Democratic denunciations of the court’s protections poured in throughout the day with the usual criticisms of the conservative-dominated court for not taking a broader view of women’s issues. Biden didn’t release a statement until after 11:00 p.m. And when he did, it focused not so much on the case at hand but on preserving the “Obama-Biden” legacy and the rehabilitation of the much-maligned ACA.
The statement was fuel for the Trump campaign, which re-upped its efforts to paint Biden as a nun-hater. In early August, Vice President Mike Pence drew huge cheers from a crowd in Florida when he laid into his predecessor for his position on the Little Sisters. Pence also threw in a gibe about the Hyde Amendment, just for good measure.
The Biden campaign responded by launching “Believers for Biden,” a counter coalition aimed at appealing to voters’ personal faith. During its launch event, Biden surrogates described the former vice president as a pastoral figure and a prayerful man, whose leadership will bring about “reconciliation in our nation.”
Absent, however, from any religious appeals coming out of the Biden camp are policies pitched specifically to religious people. Biden does not talk about religious liberty — except when he expresses opposition to whatever iteration of it is in the news. He does not harp on the recent rash of Catholic church burnings, despite calls for him to do so. And on abortion, the issue that most motivates Catholics to vote, he all but pushes them to Trump.
“If someone is a single-issue voter on abortion and they still think Republicans are better than Democrats on the issue, that’s probably not someone we’re going to get,” Doug Pagitt, founder of the Biden-friendly Vote Common Good group, told Politico.
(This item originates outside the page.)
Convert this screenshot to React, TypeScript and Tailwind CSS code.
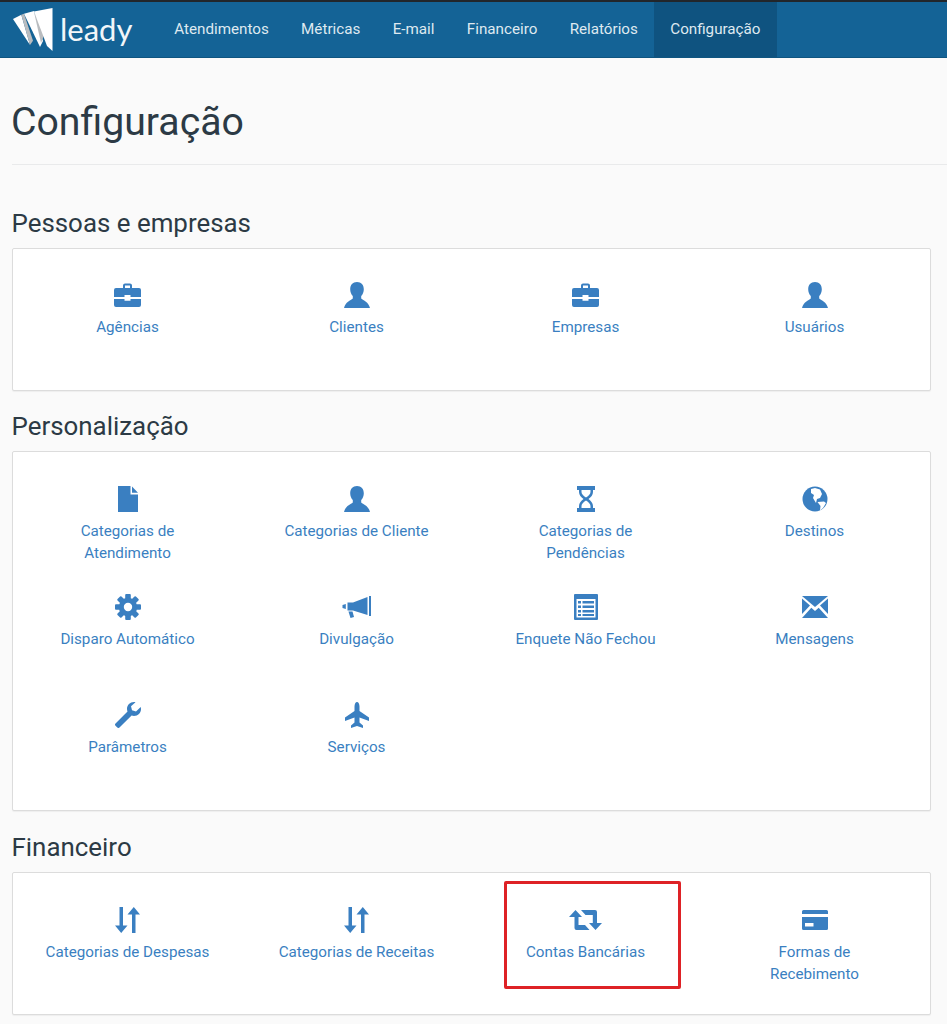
import type { ReactNode } from "react";

const fontStack = "font-['Roboto','Liberation_Sans',sans-serif]";

const navLinks = ["Atendimentos", "Métricas", "E-mail", "Financeiro", "Relatórios", "Configuração"];

const Svg = ({ w, h, children }: { w: number; h: number; children: ReactNode }) => (
  <svg width={w} height={h} viewBox={`0 0 ${w} ${h}`} fill="#3a7fc1">
    {children}
  </svg>
);

const icons: Record<string, ReactNode> = {
  briefcase: (
    <Svg w={27} h={24}>
      <path d="M9 5V2.500C9 1.200 10 .5 11 .5h5c1 0 2 .7 2 2V5h-2V2.600h-5V5z" />
      <path d="M2 5h23a2 2 0 0 1 2 2v7H16.500v-2h-6v2H0V7a2 2 0 0 1 2-2z" />
      <path d="M0 16h10.500v1.800h6V16H27v6a2 2 0 0 1-2 2H2a2 2 0 0 1-2-2z" />
    </Svg>
  ),
  user: (
    <Svg w={26} h={26}>
      <path d="M13 0c-4.300 0-6.800 3-6.800 7.200 0 2.800 1 5.200 2.600 6.800v2.500C6.500 18.500 1.500 19.800 0 26h26c-1.500-6.200-6.500-7.500-8.800-9.500V14c1.600-1.600 2.600-4 2.600-6.800C19.800 3 17.300 0 13 0z" />
    </Svg>
  ),
  file: (
    <Svg w={20} h={26}>
      <path d="M0 0h12.500v8.500H20V26H0z" />
      <path d="M14 .5l6 6.300h-6z" />
    </Svg>
  ),
  hourglass: (
    <Svg w={18} h={26}>
      <path d="M0 0h18v4H0zM0 22h18v4H0z" />
      <path
        fillRule="evenodd"
        d="M2 3h14v3c0 3-2 5-4.500 7 2.500 2 4.500 4 4.500 7v3H2v-3c0-3 2-5 4.500-7C4 11 2 9 2 6zM4.500 4v2c0 2 1.800 3.700 4.500 5.500C11.700 9.700 13.500 8 13.500 6V4zM9 14.500C6.300 16.300 4.500 18 4.500 20v2h9v-2c0-2-1.800-3.700-4.500-5.500z"
      />
    </Svg>
  ),
  globe: (
    <Svg w={26} h={26}>
      <circle cx="13" cy="13" r="12.500" />
      <path
        fill="#fff"
        d="M9 3l4-1 5 1.500 2 4.500-2 4-3 1-1 4-3-5 1-3-3-2zM15.500 16l6.500-.5 2 1.500-3 5-3 2.500.5-4.500z"
      />
    </Svg>
  ),
  cog: (
    <Svg w={26} h={26}>
      {[0, 45, 90, 135, 180, 225, 270, 315].map((angle) => (
        <rect key={angle} x="10.200" y="0" width="5.600" height="7" rx="1" transform={`rotate(${angle} 13 13)`} />
      ))}
      <circle cx="13" cy="13" r="6.700" fill="none" stroke="#3a7fc1" strokeWidth="5" />
    </Svg>
  ),
  bullhorn: (
    <Svg w={29} h={22}>
      <path d="M27 0h2v20h-2z" />
      <path d="M25.500 1v18L11 14.500H5.500v-8H11z" />
      <path d="M3.800 8v5L.5 12V9z" />
      <path d="M6.500 15.500h4l1.500 5.500-3.500 1z" />
    </Svg>
  ),
  list: (
    <Svg w={24} h={26}>
      <path
        fillRule="evenodd"
        d="M1 0h22a1 1 0 0 1 1 1v24a1 1 0 0 1-1 1H1a1 1 0 0 1-1-1V1a1 1 0 0 1 1-1zM2.500 5v18.500h19V5z"
      />
      <path d="M4 7h3v2.500H4zM8.500 7H20v2.500H8.500zM4 11.500h3V14H4zM8.500 11.500H20V14H8.500zM4 16h3v2.500H4zM8.500 16H20v2.500H8.500zM4 20h3v2H4zM8.500 20H20v2H8.500z" />
    </Svg>
  ),
  envelope: (
    <Svg w={26} h={22}>
      <path d="M0 0h26L13 11z" />
      <path d="M0 2.500L8 9.500 0 18zM26 2.500l-8 7 8 8.500z" />
      <path d="M0 22l9.300-10.300L13 15l3.700-3.300L26 22z" />
    </Svg>
  ),
  wrench: (
    <Svg w={26} h={26}>
      <path d="M19 0c-4 0-7 3-7 6.800 0 1 .2 1.800.5 2.600L.5 21.500c-.7.7-.7 1.500 0 2.200l1.800 1.800c.7.700 1.500.7 2.200 0l12.100-12c.8.300 1.500.5 2.400.5 4 0 7-3.200 7-7 0-.8-.1-1.500-.3-2l-4.700 4.400-4-1.200-1-4L20.500.2C20 .1 19.500 0 19 0z" />
    </Svg>
  ),
  plane: (
    <Svg w={24} h={26}>
      <path d="M12 0c1.400 0 2.500 2 2.500 4.500V9L24 15.500V19l-9.500-3.500v5l3.500 3V26l-6-2-6 2v-2.500l3.500-3v-5L0 19v-3.500L9.500 9V4.500C9.500 2 10.600 0 12 0z" />
    </Svg>
  ),
  sort: (
    <Svg w={25} h={26}>
      <path d="M4.500 0h3.500v18.500H12.500L6.200 26 0 18.500h4.500z" />
      <path d="M18.800 0L25 7.500h-4.500V26H17V7.500h-4.500z" />
    </Svg>
  ),
  retweet: (
    <Svg w={33} h={20}>
      <path d="M6.500 0L13 7H9.500v8H16l4.500 5H7.500a2 2 0 0 1-2-2V7H0z" />
      <path d="M12 0h14a2 2 0 0 1 2 2v11h5l-6.500 7-6.500-7h3.800V5h-7.300z" />
    </Svg>
  ),
  card: (
    <Svg w={26} h={20}>
      <path d="M1.500 0h23A1.500 1.500 0 0 1 26 1.500V4H0V1.500A1.500 1.500 0 0 1 1.500 0z" />
      <path
        fillRule="evenodd"
        d="M0 7h26v11.500a1.500 1.500 0 0 1-1.500 1.500h-23A1.500 1.500 0 0 1 0 18.500zM3 13v3.500h8.500V13z"
      />
    </Svg>
  ),
};

type Item = { icon: string; label: string; marked?: boolean };

const sections: { title: string; sectionClass: string; bodyClass: string; items: Item[] }[] = [
  {
    title: "Pessoas e empresas",
    sectionClass: "mt-[42px]",
    bodyClass: "pt-[33px]",
    items: [
      { icon: "briefcase", label: "Agências" },
      { icon: "user", label: "Clientes" },
      { icon: "briefcase", label: "Empresas" },
      { icon: "user", label: "Usuários" },
    ],
  },
  {
    title: "Personalização",
    sectionClass: "mt-[19px]",
    bodyClass: "pt-[34px]",
    items: [
      { icon: "file", label: "Categorias de\nAtendimento" },
      { icon: "user", label: "Categorias de Cliente" },
      { icon: "hourglass", label: "Categorias de\nPendências" },
      { icon: "globe", label: "Destinos" },
      { icon: "cog", label: "Disparo Automático" },
      { icon: "bullhorn", label: "Divulgação" },
      { icon: "list", label: "Enquete Não Fechou" },
      { icon: "envelope", label: "Mensagens" },
      { icon: "wrench", label: "Parâmetros" },
      { icon: "plane", label: "Serviços" },
    ],
  },
  {
    title: "Financeiro",
    sectionClass: "mt-[20px]",
    bodyClass: "h-[143px] pt-[34px]",
    items: [
      { icon: "sort", label: "Categorias de Despesas" },
      { icon: "sort", label: "Categorias de Receitas" },
      { icon: "retweet", label: "Contas Bancárias", marked: true },
      { icon: "card", label: "Formas de\nRecebimento" },
    ],
  },
];

const Logo = () => (
  <svg width="40" height="43" viewBox="0 0 40 43">
    <path d="M0 11L8.300 6.700 17 37z" fill="#fff" />
    <path d="M8.300 6.700L11 5.700l9 27-3 4.300z" fill="#b9bcbf" />
    <path d="M11 5.700L21 3l9 30-3 6z" fill="#fff" />
    <path d="M21 4l11 21-4 10z" fill="#b9bcbf" />
    <path d="M21 3.500L39.500 0v43L34 38z" fill="#fff" />
  </svg>
);

export default function App() {
  return (
    <div className={`min-h-[1024px] bg-[#fafafa] ${fontStack}`}>
      <header className="flex h-[58px] items-stretch border-t-2 border-b border-t-[#22262b] border-b-[#0f5580] bg-[#146396]">
        <a className="flex w-[158px] items-center gap-[7px] pl-[13px] text-[#f2f6f9]">
          <Logo />
          <span className="font-['Lato',sans-serif] text-[31px] font-normal leading-none">leady</span>
        </a>
        <nav className="flex">
          {navLinks.map((link) => (
            <a
              key={link}
              className={`flex items-center px-[16.2px] text-[15.2px] text-[#dfe9f0] ${
                link === "Configuração" ? "bg-[#0f5380]" : ""
              }`}
            >
              {link}
            </a>
          ))}
        </nav>
      </header>

      <main className="pl-3">
        <div className="mt-[39px] border-b border-[#e9eaeb] pb-[17px]">
          <h1 className="-ml-[1px] text-[39.2px] leading-[50px] text-[#2c3a45]">Configuração</h1>
        </div>

        <div className="pr-4">
          {sections.map((section) => (
            <section key={section.title} className={section.sectionClass}>
              <h2 className="-ml-[0.5px] text-[25.9px] leading-[33px] text-[#2c3a45]">{section.title}</h2>
              <div
                className={`mt-[8px] grid grid-cols-4 auto-rows-[108px] rounded-[2px] border border-[#dcdcdc] bg-white pr-[1px] shadow-[0_1px_1px_rgba(0,0,0,0.05)] ${section.bodyClass}`}
              >
                {section.items.map((item) => (
                  <a key={item.label} className="relative flex flex-col items-center text-center text-[#3a7fc1]">
                    <span className="flex h-[26px] items-center justify-center">{icons[item.icon]}</span>
                    <span className="mt-[8px] whitespace-pre-line text-[15.2px] leading-[22px]">{item.label}</span>
                    {item.marked && (
                      <span className="absolute left-[33px] top-[-26px] h-[108px] w-[177px] rounded-[2px] border-[3px] border-[#de2226]" />
                    )}
                  </a>
                ))}
              </div>
            </section>
          ))}
        </div>
      </main>
    </div>
  );
}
Failure to pass the abortion litmus test will likely doom Biden’s attempts to reach practicing, as opposed to self-identified, Catholics, or any people who vote based on their faith, said Frank Pavone, a priest activist who has worked with every Republican presidential candidate since George W. Bush. Pavone, who until recently served in both the anti-abortion and Catholic wings of the Trump campaign, told the Washington Examiner that, in his experience, too many faith-based voters are mistrustful of a candidate who professes faith, but then supports policies contrary to its teachings.
“You can take religion and use it as a cover for anything,” Pavone said. “But belief has to be rooted in more than just Bible verses. People want to know whether what you’re advocating for helps or hurts people. And abortion hurts people.”
Nicholas Rowan is a staff writer at the Washington Examiner.